As minhas outras motivações estão associadas em primeiro lugar ao meu Pai, Regente Agrícola que em 1938 estagiou na Adega Regional. Eu durante anos provei vinhos de 1933, garrafas de meio litro, só com etiqueta perto do gargalo e aprendi a reconhecer que o período de envelhecimento daquele vinho em nada o tinha prejudicado, bem antes pelo contrário, após 50 anos, apesar das cores de cebola acentuadas, dos aromas com notas muito evolutivas,  apresentavam bouquets e índices de taninos muito elevados.

E é com isto que volto aos vinhos  dos produtores citados, pois são dois factores me pareceram importantes, e que para a maioria dos leigos não têm qualquer significado: o tom da cor, também dito o grau de abrimento da cor, e os taninos.

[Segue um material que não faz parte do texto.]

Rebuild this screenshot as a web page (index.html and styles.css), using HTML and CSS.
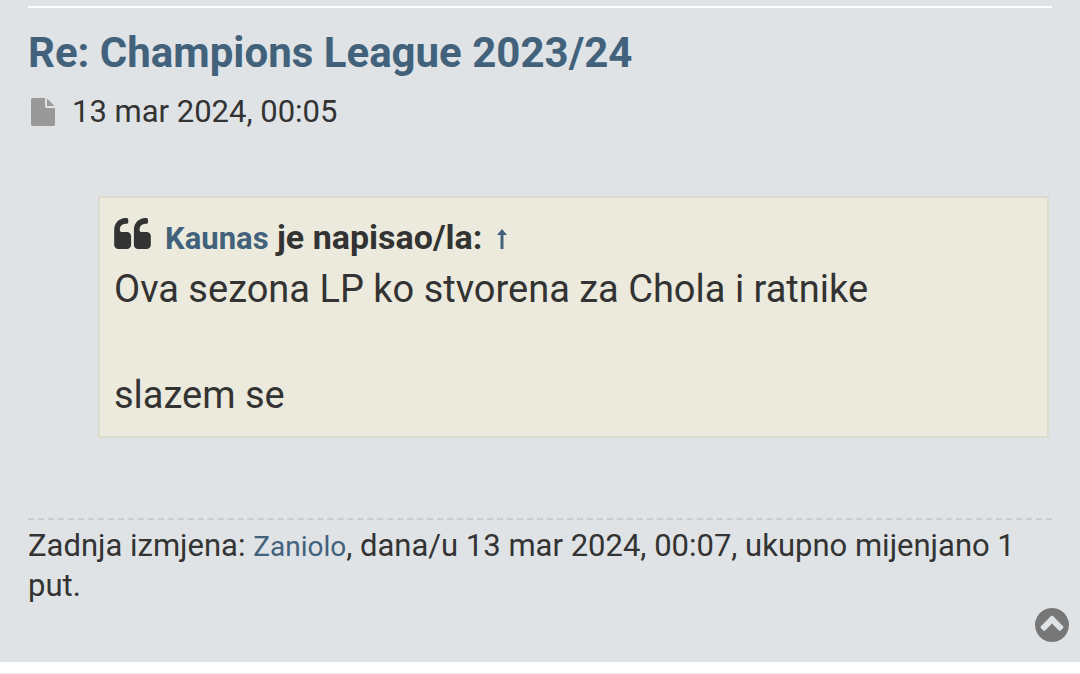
FILE: index.html
```
<!DOCTYPE html>
<html lang="hr">
<head>
  <meta charset="UTF-8" />
  <meta name="viewport" content="width=device-width, initial-scale=1.0"/>
  <title>Re: Champions League 2023/24</title>
  <link rel="stylesheet" href="styles.css">
</head>
<body>
  <main class="post">
    <hr class="divider">

    <h1><a href="#post">Re: Champions League 2023/24</a></h1>

    <p class="author">
      <a href="#post" aria-label="Post"><svg class="icon-file" viewBox="128 0 1536 1792"><path d="M1152 512v-472q22 14 36 28l408 408q14 14 28 36h-472zm-128 32q0 40 28 68t68 28h544v1056q0 40-28 68t-68 28h-1344q-40 0-68-28t-28-68v-1600q0-40 28-68t68-28h800v544z"/></svg></a>
      <time>13 mar 2024, 00:05</time>
    </p>

    <blockquote>
      <div class="cite">
        <svg class="icon-quote" viewBox="64 128 1664 1408"><path d="M832 960v384q0 80-56 136t-136 56h-384q-80 0-136-56t-56-136v-704q0-104 40.500-198.500t109.500-163.500 163.500-109.500 198.500-40.500h64q26 0 45 19t19 45v128q0 26-19 45t-45 19h-64q-106 0-181 75t-75 181v32q0 40 28 68t68 28h224q80 0 136 56t56 136zm896 0v384q0 80-56 136t-136 56h-384q-80 0-136-56t-56-136v-704q0-104 40.500-198.500t109.500-163.500 163.500-109.500 198.500-40.500h64q26 0 45 19t19 45v128q0 26-19 45t-45 19h-64q-106 0-181 75t-75 181v32q0 40 28 68t68 28h224q80 0 136 56t56 136z"/></svg>
        <cite><a href="#user">Kaunas</a> je napisao/la: <a class="jump" href="#quoted" aria-label="Quoted post"><svg class="icon-arrow" viewBox="0 0 10 20"><path d="M5 0l5 6H6.500v14h-3V6H0z"/></svg></a></cite>
      </div>
      <p>Ova sezona LP ko stvorena za Chola i ratnike</p>
      <p>slazem se</p>
    </blockquote>

    <div class="notice">
      Zadnja izmjena: <a href="#editor">Zaniolo</a>, dana/u 13 mar 2024, 00:07, ukupno mijenjano 1 put.
    </div>

    <a class="top" href="#top" aria-label="Top"><svg class="icon-top" viewBox="128 128 1536 1536"><path d="M1293 1139l102-102q19-19 19-45t-19-45l-454-454q-19-19-45-19t-45 19l-454 454q-19 19-19 45t19 45l102 102q19 19 45 19t45-19l307-307 307 307q19 19 45 19t45-19zm371-243q0 209-103 385.500t-279.500 279.500-385.500 103-385.500-103-279.500-279.500-103-385.500 103-385.500 279.500-279.500 385.500-103 385.500 103 279.500 279.500 103 385.500z"/></svg></a>
  </main>
  <footer class="next"></footer>
</body>
</html>
```
FILE: styles.css
```
body {
  margin: 0;
  background: #fff;
  color: #333;
  font-family: Roboto, sans-serif;
  font-size: 31px;
  line-height: 40px;
}

a {
  color: #42627c;
  text-decoration: none;
}

svg {
  display: block;
  fill: currentColor;
}

.post {
  display: flow-root;
  padding: 6px 28px 20px;
  background: #dfe3e6;
}

.divider {
  margin: 0;
  border: none;
  border-top: 2px solid #fff;
}

h1 {
  margin: 20px 0 0;
  font-size: 42px;
  line-height: 50px;
}

.author {
  display: flex;
  align-items: center;
  gap: 17px;
  margin: 14px 0 64px;
  padding-left: 3px;
}

.icon-file {
  width: 24px;
  height: 28px;
  fill: #999;
}

blockquote {
  margin: 0 3px 80px 70px;
  padding: 14px;
  border: 2px solid #dbdbce;
  background: #ebeadd;
}

.cite {
  display: flex;
  align-items: flex-start;
  gap: 14px;
  font-size: 34px;
  font-weight: bold;
  line-height: 51px;
}

.cite a {
  font-size: 31px;
  line-height: 40px;
}

cite {
  font-style: normal;
}

.icon-quote {
  width: 37px;
  height: 31px;
  margin-top: 6px;
}

.jump {
  display: inline-block;
  margin-left: 6px;
}

.icon-arrow {
  width: 10px;
  height: 20px;
}

blockquote p {
  margin: 0;
  font-size: 38px;
  line-height: 53px;
}

blockquote p + p {
  margin-top: 53px;
}

.notice {
  padding-top: 6px;
  border-top: 2px dashed #ccc;
}

.notice a {
  font-size: 28px;
  line-height: 32px;
}

.top {
  float: right;
  margin: 2px -17px 0 0;
}

.icon-top {
  width: 34px;
  height: 34px;
  fill: #777;
}

.next {
  height: 11px;
  border-bottom: 1px solid #eee;
}
```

Todos aqueles produtores apresentam nas suas análises estes elementos, e na maioria o tom da cor diz-se cravo aberto, isto já nos vinhos de 1883 e colheitas seguintes, e os índices elevados dos taninos da região.

As razões, é que no primeiro caso todos os vinhos tinham longos períodos de estágio e envelhecimento donde resultava um descasque enorme no tom da cor e no grau de abrimento da cor, com valores muito baixos, variando entre 2,65 e os 3,50.

No segundo caso os taninos. Pela casta Ramisco a única de Colares, e a que tem a graínha mais pequena das castas portuguesas, versus o tamanho do bago, pelos processos de vinificação, nunca terem sido a preocupação da Adega Regional, na altura sem desengace, e pelos longos períodos de pisa e vinhos prensados em prensa contínua, no sentido da extracção, a acidez e os taninos eram sempre muito elevados e quase insuportáveis para o consumo imediato.
Daí longos períodos de estágio e  envelhecimento.

O interessante, é que nos dias de hoje, os nossos enólogos esquecem muitas vezes os índices de taninos que dão suporte ao índice de souplesse de cada vinho.